• **Aim**: Search the material and gather each line with "that" in it.

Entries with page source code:
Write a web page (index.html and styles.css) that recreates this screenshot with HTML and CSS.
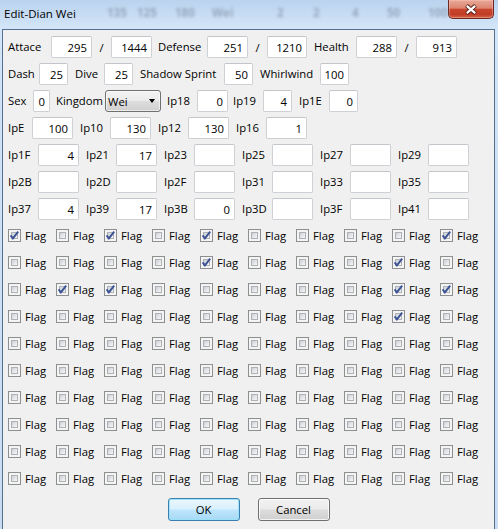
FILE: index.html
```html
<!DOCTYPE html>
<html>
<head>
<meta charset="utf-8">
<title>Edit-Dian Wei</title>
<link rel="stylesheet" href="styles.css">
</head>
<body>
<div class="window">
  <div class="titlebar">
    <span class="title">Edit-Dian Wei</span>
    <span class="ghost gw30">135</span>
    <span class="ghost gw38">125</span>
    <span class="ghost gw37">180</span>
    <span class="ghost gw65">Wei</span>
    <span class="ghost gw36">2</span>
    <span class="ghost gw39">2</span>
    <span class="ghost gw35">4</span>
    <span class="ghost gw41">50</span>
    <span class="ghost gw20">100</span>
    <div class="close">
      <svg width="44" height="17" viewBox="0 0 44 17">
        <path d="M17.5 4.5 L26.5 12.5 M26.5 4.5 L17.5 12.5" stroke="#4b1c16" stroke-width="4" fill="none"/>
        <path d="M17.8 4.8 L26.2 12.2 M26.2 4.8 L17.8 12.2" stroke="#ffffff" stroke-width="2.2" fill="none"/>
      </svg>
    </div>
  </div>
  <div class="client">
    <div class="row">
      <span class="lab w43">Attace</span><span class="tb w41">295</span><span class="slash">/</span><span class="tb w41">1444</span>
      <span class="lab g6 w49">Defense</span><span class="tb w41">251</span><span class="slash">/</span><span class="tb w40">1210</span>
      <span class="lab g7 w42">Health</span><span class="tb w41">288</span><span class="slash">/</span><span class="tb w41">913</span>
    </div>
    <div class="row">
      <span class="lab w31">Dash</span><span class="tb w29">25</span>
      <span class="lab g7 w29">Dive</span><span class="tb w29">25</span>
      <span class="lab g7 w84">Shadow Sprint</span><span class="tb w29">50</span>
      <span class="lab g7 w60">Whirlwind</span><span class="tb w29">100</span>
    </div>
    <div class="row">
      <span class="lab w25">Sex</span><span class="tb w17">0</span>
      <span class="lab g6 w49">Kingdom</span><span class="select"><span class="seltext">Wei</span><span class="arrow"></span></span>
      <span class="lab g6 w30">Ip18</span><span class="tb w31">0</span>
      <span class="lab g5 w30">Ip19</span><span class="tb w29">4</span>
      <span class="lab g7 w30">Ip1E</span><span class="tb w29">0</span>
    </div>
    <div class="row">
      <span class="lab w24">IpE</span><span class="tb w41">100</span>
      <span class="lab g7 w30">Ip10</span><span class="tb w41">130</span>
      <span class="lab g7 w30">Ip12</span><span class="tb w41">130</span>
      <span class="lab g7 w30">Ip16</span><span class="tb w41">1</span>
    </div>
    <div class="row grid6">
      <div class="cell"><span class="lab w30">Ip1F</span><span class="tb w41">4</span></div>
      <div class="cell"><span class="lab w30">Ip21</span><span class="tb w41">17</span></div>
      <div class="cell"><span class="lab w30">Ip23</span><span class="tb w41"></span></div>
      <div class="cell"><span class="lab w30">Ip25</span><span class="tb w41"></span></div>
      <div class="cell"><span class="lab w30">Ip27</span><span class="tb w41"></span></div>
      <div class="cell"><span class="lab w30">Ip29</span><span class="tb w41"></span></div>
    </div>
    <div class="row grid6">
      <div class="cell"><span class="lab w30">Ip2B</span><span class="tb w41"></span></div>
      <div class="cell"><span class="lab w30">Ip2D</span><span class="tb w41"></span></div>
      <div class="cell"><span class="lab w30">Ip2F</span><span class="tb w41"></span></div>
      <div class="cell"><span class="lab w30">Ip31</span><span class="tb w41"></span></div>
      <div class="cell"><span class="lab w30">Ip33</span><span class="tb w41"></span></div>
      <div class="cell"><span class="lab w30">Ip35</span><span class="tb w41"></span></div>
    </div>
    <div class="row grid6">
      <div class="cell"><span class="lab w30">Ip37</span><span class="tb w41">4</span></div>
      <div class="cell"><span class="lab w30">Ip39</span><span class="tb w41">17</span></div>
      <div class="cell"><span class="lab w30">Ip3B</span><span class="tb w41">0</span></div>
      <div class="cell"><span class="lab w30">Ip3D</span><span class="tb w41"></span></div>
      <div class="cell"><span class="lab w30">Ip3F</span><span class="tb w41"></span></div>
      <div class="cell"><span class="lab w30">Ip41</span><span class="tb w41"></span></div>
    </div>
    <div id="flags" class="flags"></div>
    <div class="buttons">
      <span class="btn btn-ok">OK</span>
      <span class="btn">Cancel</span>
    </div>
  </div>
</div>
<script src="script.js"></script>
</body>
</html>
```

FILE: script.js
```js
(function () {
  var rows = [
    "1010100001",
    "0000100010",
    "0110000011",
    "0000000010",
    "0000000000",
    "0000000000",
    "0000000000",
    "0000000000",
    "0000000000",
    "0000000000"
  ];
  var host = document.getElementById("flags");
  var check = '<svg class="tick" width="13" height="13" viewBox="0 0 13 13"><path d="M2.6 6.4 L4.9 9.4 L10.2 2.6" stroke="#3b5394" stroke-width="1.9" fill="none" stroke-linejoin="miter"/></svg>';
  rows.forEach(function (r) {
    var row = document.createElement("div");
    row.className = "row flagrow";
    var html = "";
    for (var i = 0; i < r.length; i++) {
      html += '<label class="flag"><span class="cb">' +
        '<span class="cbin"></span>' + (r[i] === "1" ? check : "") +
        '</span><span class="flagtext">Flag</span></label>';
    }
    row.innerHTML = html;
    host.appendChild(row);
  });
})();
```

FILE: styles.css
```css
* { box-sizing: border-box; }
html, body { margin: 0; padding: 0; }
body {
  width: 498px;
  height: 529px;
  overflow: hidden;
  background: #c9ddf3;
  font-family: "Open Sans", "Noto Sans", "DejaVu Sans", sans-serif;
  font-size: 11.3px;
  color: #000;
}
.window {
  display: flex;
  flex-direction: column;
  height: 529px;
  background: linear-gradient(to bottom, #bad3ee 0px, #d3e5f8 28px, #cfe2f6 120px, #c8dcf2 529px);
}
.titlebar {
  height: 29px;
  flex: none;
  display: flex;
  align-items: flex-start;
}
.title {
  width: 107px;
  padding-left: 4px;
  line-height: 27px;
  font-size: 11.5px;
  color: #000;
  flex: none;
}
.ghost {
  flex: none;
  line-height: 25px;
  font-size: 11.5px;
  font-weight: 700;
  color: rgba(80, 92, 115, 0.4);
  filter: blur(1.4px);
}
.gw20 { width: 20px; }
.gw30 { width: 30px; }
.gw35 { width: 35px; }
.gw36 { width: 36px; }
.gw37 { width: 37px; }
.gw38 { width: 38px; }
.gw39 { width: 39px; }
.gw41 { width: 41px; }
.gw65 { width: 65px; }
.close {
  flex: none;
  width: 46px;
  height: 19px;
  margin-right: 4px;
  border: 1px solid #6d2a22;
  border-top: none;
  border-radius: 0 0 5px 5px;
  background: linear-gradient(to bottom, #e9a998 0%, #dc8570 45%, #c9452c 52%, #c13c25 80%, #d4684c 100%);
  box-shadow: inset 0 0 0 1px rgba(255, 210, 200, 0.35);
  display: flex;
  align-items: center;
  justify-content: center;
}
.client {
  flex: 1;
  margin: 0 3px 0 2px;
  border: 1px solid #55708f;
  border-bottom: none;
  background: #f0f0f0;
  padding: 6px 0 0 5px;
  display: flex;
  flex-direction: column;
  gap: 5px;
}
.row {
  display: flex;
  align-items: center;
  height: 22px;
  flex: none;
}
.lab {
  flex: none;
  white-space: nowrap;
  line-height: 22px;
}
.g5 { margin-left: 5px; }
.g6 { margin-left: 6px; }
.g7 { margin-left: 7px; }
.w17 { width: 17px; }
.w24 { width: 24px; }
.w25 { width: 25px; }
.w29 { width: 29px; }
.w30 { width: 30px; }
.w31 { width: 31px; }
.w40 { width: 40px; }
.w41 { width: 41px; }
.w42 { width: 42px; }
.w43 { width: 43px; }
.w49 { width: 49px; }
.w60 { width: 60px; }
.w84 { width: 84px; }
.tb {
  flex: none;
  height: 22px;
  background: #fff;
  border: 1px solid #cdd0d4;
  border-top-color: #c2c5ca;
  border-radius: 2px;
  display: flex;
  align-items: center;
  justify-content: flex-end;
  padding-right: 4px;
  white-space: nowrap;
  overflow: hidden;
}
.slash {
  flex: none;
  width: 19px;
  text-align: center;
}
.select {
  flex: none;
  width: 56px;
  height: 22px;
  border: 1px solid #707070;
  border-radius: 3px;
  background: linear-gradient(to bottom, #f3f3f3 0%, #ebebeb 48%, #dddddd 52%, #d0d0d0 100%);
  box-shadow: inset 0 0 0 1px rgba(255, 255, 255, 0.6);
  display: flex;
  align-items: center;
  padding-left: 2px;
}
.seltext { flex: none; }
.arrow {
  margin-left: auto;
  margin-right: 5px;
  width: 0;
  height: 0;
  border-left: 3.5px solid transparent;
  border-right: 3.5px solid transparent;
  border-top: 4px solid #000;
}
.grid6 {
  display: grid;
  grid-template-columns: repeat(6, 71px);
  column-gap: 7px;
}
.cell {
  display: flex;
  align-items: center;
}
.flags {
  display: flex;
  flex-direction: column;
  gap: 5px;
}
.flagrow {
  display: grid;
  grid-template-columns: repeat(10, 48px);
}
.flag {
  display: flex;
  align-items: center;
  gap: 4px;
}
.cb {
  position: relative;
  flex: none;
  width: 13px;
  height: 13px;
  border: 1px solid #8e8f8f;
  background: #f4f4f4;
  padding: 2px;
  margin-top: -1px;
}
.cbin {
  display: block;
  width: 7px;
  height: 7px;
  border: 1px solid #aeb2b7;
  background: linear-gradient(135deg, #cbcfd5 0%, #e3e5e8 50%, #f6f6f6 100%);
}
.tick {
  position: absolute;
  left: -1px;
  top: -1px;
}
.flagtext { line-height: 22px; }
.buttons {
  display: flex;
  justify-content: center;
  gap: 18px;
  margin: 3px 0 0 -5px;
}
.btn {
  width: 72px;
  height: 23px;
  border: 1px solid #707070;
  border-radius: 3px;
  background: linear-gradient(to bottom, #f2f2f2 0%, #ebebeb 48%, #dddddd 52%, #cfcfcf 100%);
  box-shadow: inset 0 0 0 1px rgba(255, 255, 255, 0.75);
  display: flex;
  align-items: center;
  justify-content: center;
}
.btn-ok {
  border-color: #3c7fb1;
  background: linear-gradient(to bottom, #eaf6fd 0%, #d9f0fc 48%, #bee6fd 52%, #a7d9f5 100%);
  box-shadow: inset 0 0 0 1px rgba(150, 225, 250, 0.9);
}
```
==
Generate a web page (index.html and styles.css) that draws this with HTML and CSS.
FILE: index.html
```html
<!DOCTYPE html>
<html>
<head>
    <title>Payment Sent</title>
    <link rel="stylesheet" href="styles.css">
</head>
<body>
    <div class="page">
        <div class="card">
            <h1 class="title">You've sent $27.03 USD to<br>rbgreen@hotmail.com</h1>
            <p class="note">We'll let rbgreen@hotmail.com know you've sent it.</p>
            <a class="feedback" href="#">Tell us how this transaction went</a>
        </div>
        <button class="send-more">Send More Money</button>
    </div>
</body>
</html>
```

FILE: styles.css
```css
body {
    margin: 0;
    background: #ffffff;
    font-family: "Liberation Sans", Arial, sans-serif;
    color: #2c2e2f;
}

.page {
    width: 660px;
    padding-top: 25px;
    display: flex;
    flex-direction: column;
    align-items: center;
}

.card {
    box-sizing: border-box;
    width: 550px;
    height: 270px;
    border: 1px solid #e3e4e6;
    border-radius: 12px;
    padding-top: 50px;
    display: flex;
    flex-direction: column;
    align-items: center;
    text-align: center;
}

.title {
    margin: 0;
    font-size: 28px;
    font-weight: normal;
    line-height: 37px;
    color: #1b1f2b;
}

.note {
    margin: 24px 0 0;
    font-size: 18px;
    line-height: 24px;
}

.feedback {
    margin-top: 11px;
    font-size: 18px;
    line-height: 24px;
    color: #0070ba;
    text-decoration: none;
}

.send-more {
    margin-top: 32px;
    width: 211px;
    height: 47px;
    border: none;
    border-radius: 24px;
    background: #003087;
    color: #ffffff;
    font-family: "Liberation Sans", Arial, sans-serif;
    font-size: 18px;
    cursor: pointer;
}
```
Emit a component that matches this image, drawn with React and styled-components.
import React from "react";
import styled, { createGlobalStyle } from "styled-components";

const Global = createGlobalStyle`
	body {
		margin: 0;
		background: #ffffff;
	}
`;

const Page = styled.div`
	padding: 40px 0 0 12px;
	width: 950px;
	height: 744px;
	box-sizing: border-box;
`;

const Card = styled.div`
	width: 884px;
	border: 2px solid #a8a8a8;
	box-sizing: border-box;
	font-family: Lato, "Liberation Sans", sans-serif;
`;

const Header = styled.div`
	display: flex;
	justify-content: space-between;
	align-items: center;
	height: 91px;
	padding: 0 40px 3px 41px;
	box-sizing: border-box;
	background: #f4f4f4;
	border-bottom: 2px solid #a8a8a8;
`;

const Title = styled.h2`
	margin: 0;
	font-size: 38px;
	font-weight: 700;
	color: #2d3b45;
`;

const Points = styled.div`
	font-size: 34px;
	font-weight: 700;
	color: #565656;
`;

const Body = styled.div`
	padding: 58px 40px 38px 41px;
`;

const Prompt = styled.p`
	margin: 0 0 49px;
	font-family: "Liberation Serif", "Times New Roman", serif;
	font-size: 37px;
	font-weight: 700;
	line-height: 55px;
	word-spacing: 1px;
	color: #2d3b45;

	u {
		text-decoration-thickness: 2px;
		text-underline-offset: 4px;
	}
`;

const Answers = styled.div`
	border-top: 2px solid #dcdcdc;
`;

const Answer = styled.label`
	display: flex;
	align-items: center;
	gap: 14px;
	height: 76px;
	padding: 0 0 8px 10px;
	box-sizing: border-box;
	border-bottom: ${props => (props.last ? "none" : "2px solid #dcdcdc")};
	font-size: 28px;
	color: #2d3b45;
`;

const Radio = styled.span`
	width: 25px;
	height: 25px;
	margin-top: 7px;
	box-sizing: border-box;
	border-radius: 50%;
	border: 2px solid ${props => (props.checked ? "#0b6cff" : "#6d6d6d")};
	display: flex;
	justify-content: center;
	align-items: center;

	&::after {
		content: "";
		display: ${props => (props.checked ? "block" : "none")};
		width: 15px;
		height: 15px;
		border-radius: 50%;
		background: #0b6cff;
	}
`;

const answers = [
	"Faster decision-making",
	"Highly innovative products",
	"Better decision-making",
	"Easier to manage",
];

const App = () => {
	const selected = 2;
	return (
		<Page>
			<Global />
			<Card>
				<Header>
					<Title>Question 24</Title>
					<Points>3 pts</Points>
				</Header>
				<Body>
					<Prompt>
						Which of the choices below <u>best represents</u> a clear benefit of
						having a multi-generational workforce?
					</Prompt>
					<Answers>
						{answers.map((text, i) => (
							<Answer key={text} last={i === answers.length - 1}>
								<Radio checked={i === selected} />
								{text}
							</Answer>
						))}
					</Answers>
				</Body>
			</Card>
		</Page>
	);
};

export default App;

• **Exercise response**:
Write a web page (index.html and styles.css) that recreates this screenshot with HTML and CSS.
Generate a web page (index.html and styles.css) that draws this with HTML and CSS.
Emit a component that matches this image, drawn with React and styled-components.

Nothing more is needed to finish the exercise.